### Provided data ###
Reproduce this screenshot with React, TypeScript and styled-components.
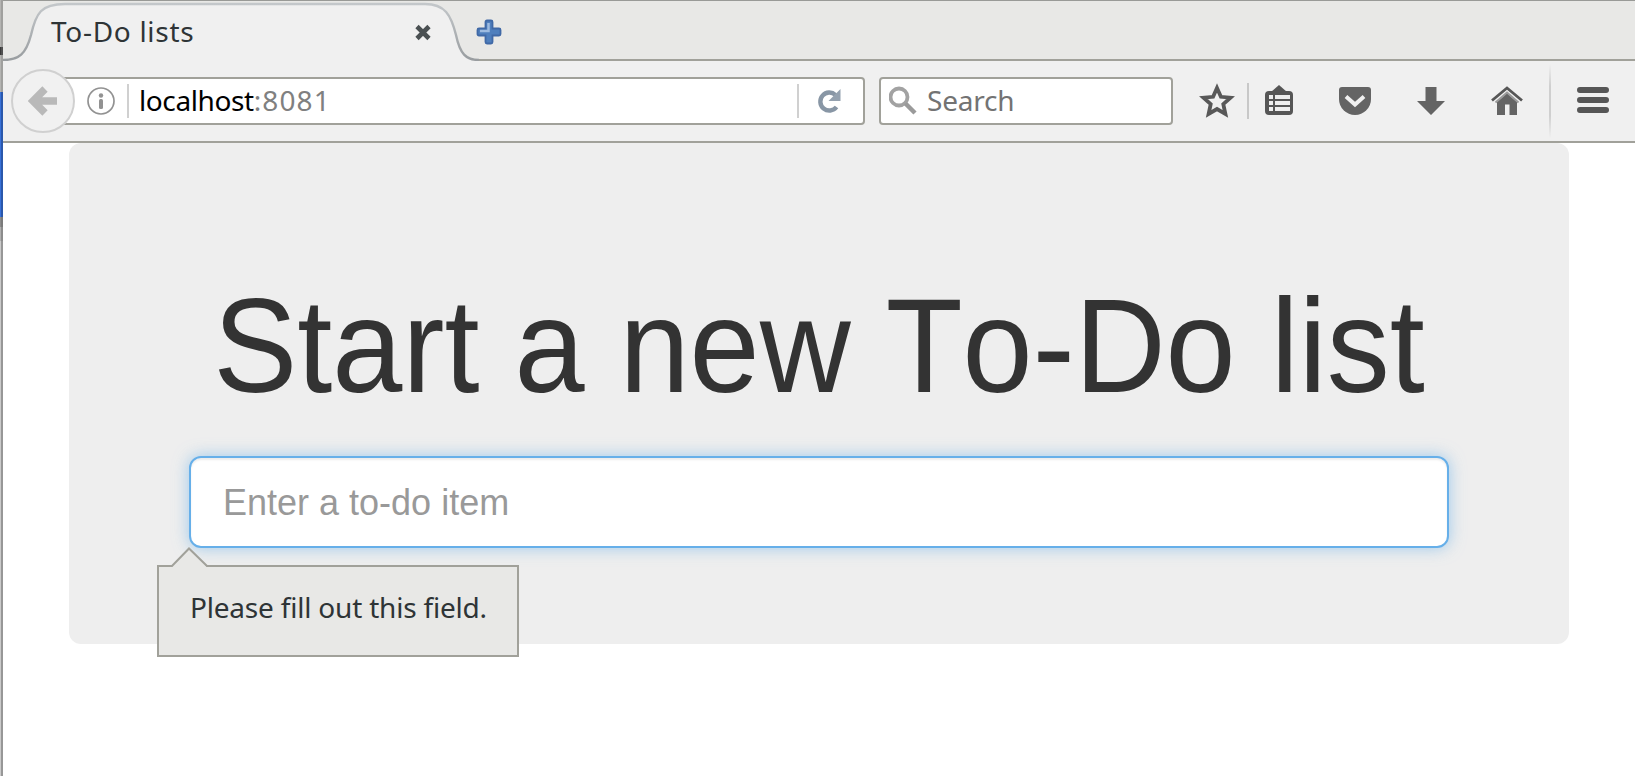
import React from "react";
import styled, { createGlobalStyle } from "styled-components";

const GlobalStyle = createGlobalStyle`
  * { box-sizing: border-box; }
  html, body { margin: 0; padding: 0; background: #fff; overflow: hidden; }
`;

const UI_FONT = `"Noto Sans", "Open Sans", sans-serif`;
const LINE = "#a1a19a";

const Desktop = styled.div`
  display: flex;
  width: 1635px;
  height: 776px;
  overflow: hidden;
`;

const Behind = styled.div`
  display: flex;
  flex-direction: column;
  flex: 0 0 3px;
`;

const Slice = styled.div<{ $h: number; $outer: string; $inner: string }>`
  flex: 0 0 ${(p) => p.$h}px;
  background: linear-gradient(90deg, ${(p) => p.$outer} 1px, ${(p) => p.$inner} 1px);
`;

const BrowserWindow = styled.div`
  display: flex;
  flex-direction: column;
  flex: 1;
  min-width: 0;
  border-top: 1px solid #999a97;
`;

const TabStrip = styled.div`
  display: flex;
  flex: 0 0 60px;
  background: linear-gradient(#e8e8e6 58px, ${LINE} 58px);
`;

const Tab = styled.div`
  position: relative;
  display: flex;
  align-items: center;
  flex: 0 0 476px;
  height: 60px;
  padding: 1px 47px 0 48px;
`;

const TabShape = styled.svg`
  position: absolute;
  left: 0;
  top: 0;
`;

const TabTitle = styled.span`
  position: relative;
  flex: 1;
  padding-bottom: 2px;
  font: 28px/40px ${UI_FONT};
  color: #2e3436;
  letter-spacing: 0.7px;
`;

const TabClose = styled.svg`
  position: relative;
  flex: none;
  margin-top: 2px;
`;

const NewTab = styled.svg`
  flex: none;
  margin: 18px 0 0 -3px;
`;

const Toolbar = styled.div`
  display: flex;
  align-items: center;
  flex: 0 0 82px;
  padding-left: 8px;
  background: #f0f0f0;
  border-bottom: 2px solid ${LINE};
`;

const BackButton = styled.div`
  position: relative;
  z-index: 1;
  display: flex;
  align-items: center;
  justify-content: center;
  flex: 0 0 64px;
  height: 64px;
  border: 2px solid #d0d0d0;
  border-radius: 50%;
  background: #f1f1f1;
`;

const Field = styled.div<{ $w: number }>`
  display: flex;
  align-items: center;
  flex: 0 0 ${(p) => p.$w}px;
  height: 48px;
  border: 2px solid ${LINE};
  border-radius: 4px;
  background: #fff;
  font: 28px/40px ${UI_FONT};
`;

const UrlField = styled(Field)`
  margin-left: -20px;
  padding-left: 29px;
`;

const SearchField = styled(Field)`
  margin-left: 14px;
  padding-left: 8px;
  color: #737373;
`;

const Divider = styled.span<{ $gap?: number }>`
  flex: 0 0 2px;
  height: 34px;
  margin-left: ${(p) => p.$gap ?? 0}px;
  background: #d0d0d0;
`;

const Url = styled.span`
  flex: 1;
  padding: 0 0 2px 10px;
  letter-spacing: -0.4px;
  color: #000;
`;

const Port = styled.span`
  letter-spacing: 1.1px;
  color: #808080;
`;

const SearchLabel = styled.span`
  padding: 0 0 2px 8px;
  letter-spacing: -0.2px;
`;

const Actions = styled.div`
  display: flex;
  align-items: center;
  flex: 1;
  height: 80px;
  padding-left: 26px;
`;

const Action = styled.svg<{ $gap?: number }>`
  flex: none;
  margin-left: ${(p) => p.$gap ?? 0}px;
`;

const ActionDivider = styled.span<{ $gap: number; $tall?: boolean }>`
  flex: 0 0 2px;
  height: ${(p) => (p.$tall ? 74 : 36)}px;
  margin-left: ${(p) => p.$gap}px;
  background: ${(p) =>
    p.$tall ? "linear-gradient(transparent, #cfcfcf 30%, #cfcfcf 70%, transparent)" : "#c8c8c8"};
`;

const Page = styled.main`
  flex: 1;
  padding: 0 66px;
  background: #fff;
`;

const Jumbotron = styled.section`
  height: 501px;
  padding: 136px 120px 0;
  border-radius: 12px;
  background: #eee;
`;

const Heading = styled.h1`
  margin: 0;
  height: 177px;
  font: 400 126px/139px "Liberation Sans", Arial, sans-serif;
  font-kerning: none;
  color: #333;
  text-align: center;
  white-space: nowrap;
`;

const HeadingText = styled.span`
  display: inline-block;
  transform: scaleY(1.055);
  transform-origin: 50% 83%;
`;

const Entry = styled.div`
  position: relative;
`;

const ItemInput = styled.input`
  display: block;
  width: 1260px;
  height: 92px;
  padding: 1px 32px 0;
  border: 2px solid #66afe9;
  border-radius: 12px;
  outline: 0;
  background: #fff;
  font: 36px "Liberation Sans", Arial, sans-serif;
  box-shadow: inset 0 2px 2px rgba(0, 0, 0, 0.075), 0 0 16px rgba(102, 175, 233, 0.6);
  &::placeholder {
    color: #999;
    opacity: 1;
  }
`;

const Tooltip = styled.div`
  position: absolute;
  left: -32px;
  top: 109px;
  width: 362px;
  height: 92px;
  padding: 20px 0 0 31px;
  border: 2px solid ${LINE};
  background: #e8e8e6;
  font: 28px/40px ${UI_FONT};
  letter-spacing: -0.2px;
  color: #2e3436;
  white-space: nowrap;
`;

const TooltipArrow = styled.svg`
  position: absolute;
  left: 11px;
  top: -20px;
`;

export default function App() {
  return (
    <Desktop>
      <GlobalStyle />
      <Behind>
        <Slice $h={47} $outer="#b4b4b2" $inner="#a0a09e" />
        <Slice $h={8} $outer="#3a3a3a" $inner="#505050" />
        <Slice $h={37} $outer="#b4b4b2" $inner="#a0a09e" />
        <Slice $h={125} $outer="#3871d8" $inner="#2a58ac" />
        <Slice $h={10} $outer="#8c8c8c" $inner="#7b7b7b" />
        <Slice $h={14} $outer="#b0b0b0" $inner="#8c8c8c" />
        <Slice $h={535} $outer="#cbcbcb" $inner="#979797" />
      </Behind>
      <BrowserWindow>
        <TabStrip>
          <Tab>
            <TabShape width="476" height="60" viewBox="0 0 476 60">
              <defs>
                <linearGradient id="edge" x1="0" y1="0" x2="0" y2="1">
                  <stop offset="0" stopColor="#c3c7ca" />
                  <stop offset="1" stopColor="#999da0" />
                </linearGradient>
              </defs>
              <path d="M0 60V59C16 59 23 53 28 34C33 12 38 3 62 3H422C442 3 448 14 453 34C457 53 463 59 476 59V60Z" fill="#f0f0f0" />
              <path d="M0 59C16 59 23 53 28 34C33 12 38 3 62 3H422C442 3 448 14 453 34C457 53 463 59 476 59" fill="none" stroke="url(#edge)" strokeWidth="2.4" />
            </TabShape>
            <TabTitle>To-Do lists</TabTitle>
            <TabClose width="17" height="17" viewBox="0 0 17 17">
              <path d="M2 2.500L14 14.500M14 2.500L2 14.500" stroke="#4a5052" strokeWidth="4.600" />
            </TabClose>
          </Tab>
          <NewTab width="26" height="26" viewBox="0 0 26 26">
            <path d="M11 1.500H15Q16.500 1.500 16.500 3V9.500H23Q24.500 9.500 24.500 11V15Q24.500 16.500 23 16.500H16.500V23Q16.500 24.500 15 24.500H11Q9.500 24.500 9.500 23V16.500H3Q1.500 16.500 1.500 15V11Q1.500 9.500 3 9.500H9.500V3Q9.500 1.500 11 1.500Z" fill="#4f7fbd" stroke="#4069a6" strokeWidth="1.800" />
            <path d="M12.500 4V12H4" fill="none" stroke="#9dbbe0" strokeWidth="2.500" />
          </NewTab>
        </TabStrip>
        <Toolbar>
          <BackButton>
            <svg width="30" height="32" viewBox="0 0 30 32">
              <path d="M17 4L5 16L17 28M6 16H29" fill="none" stroke="#b9b9b9" strokeWidth="7.500" />
            </svg>
          </BackButton>
          <UrlField $w={810}>
            <svg width="30" height="30" viewBox="0 0 30 30">
              <circle cx="15" cy="15" r="13" fill="none" stroke="#929292" strokeWidth="1.700" />
              <circle cx="15" cy="9.500" r="2.200" fill="#929292" />
              <rect x="13" y="13" width="4" height="10" rx="1.500" fill="#929292" />
            </svg>
            <Divider $gap={11} />
            <Url>localhost<Port>:8081</Port></Url>
            <Divider />
            <svg width="64" height="40" viewBox="0 0 64 40">
              <path d="M37.500 26A9 9 0 1 1 36.500 14" fill="none" stroke="#8896a5" strokeWidth="4.400" />
              <path d="M41.500 8V20H29.500Z" fill="#94a1af" />
            </svg>
          </UrlField>
          <SearchField $w={294}>
            <svg width="30" height="30" viewBox="0 0 30 30">
              <circle cx="10" cy="11" r="8.500" fill="none" stroke="#a2a2a2" strokeWidth="3.800" />
              <path d="M16.500 17.500L26 27" stroke="#9a9a9a" strokeWidth="4.500" />
            </svg>
            <SearchLabel>Search</SearchLabel>
          </SearchField>
          <Actions>
            <Action width="36" height="36" viewBox="0 0 36 36">
              <path d="M18 5L21.900 13.800L31.500 14.700L24.300 21.100L26.400 31L18 26L9.600 31L11.700 21.100L4.500 14.700L14.100 13.800Z" fill="#f0f0f0" stroke="#585858" strokeWidth="3.800" />
            </Action>
            <ActionDivider $gap={12} />
            <Action $gap={15} width="30" height="32" viewBox="0 0 30 32">
              <rect x="1" y="6" width="28" height="24" rx="4" fill="#565656" />
              <path d="M7 7L15 0L23 7Z" fill="#565656" />
              <path d="M5 10h4v4H5zM11 10h15v4H11zM5 16h4v4H5zM11 16h15v4H11zM5 22h4v4H5zM11 22h15v4H11z" fill="#eee" />
            </Action>
            <Action $gap={44} width="34" height="30" viewBox="0 0 34 30">
              <path d="M1 4Q1 1 4 1H30Q33 1 33 4V13A16 16 0 0 1 1 13Z" fill="#646464" />
              <path d="M8 10.500L17 18.500L26 10.500" fill="none" stroke="#f0f0f0" strokeWidth="4" />
            </Action>
            <Action $gap={44} width="30" height="30" viewBox="0 0 30 30">
              <path d="M9.500 1H20.500V15H29L15 29L1 15H9.500Z" fill="#646464" />
            </Action>
            <Action $gap={44} width="34" height="30" viewBox="0 0 34 30">
              <path d="M7 16L17 7L27 16V29H19.500V18.500H15V29H7Z" fill="#646464" />
              <path d="M5.500 16.500L17 6.500L28.500 16.500" fill="none" stroke="#9a9a9a" strokeWidth="2" />
              <path d="M2 14.500L17 2L32 14.500" fill="none" stroke="#565656" strokeWidth="2.800" />
            </Action>
            <ActionDivider $gap={25} $tall />
            <Action $gap={25} width="34" height="30" viewBox="0 0 34 30">
              <path d="M4 4H30M4 14H30M4 24H30" stroke="#565656" strokeWidth="6" strokeLinecap="round" />
            </Action>
          </Actions>
        </Toolbar>
        <Page>
          <Jumbotron>
            <Heading><HeadingText>Start a new To-Do list</HeadingText></Heading>
            <Entry>
              <ItemInput placeholder="Enter a to-do item" />
              <Tooltip>
                <TooltipArrow width="40" height="21" viewBox="0 0 40 21">
                  <path d="M1 21V20L19 2L37 20V21Z" fill="#e8e8e6" />
                  <path d="M0 19H2L19 1.500L37 19H39" fill="none" stroke={LINE} strokeWidth="2" />
                </TooltipArrow>
                Please fill out this field.
              </Tooltip>
            </Entry>
          </Jumbotron>
        </Page>
      </BrowserWindow>
    </Desktop>
  );
}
###
Whenever "this" turns up in a line, pick that line out.

Reproduce this screenshot with React, TypeScript and styled-components.
                Please fill out this field.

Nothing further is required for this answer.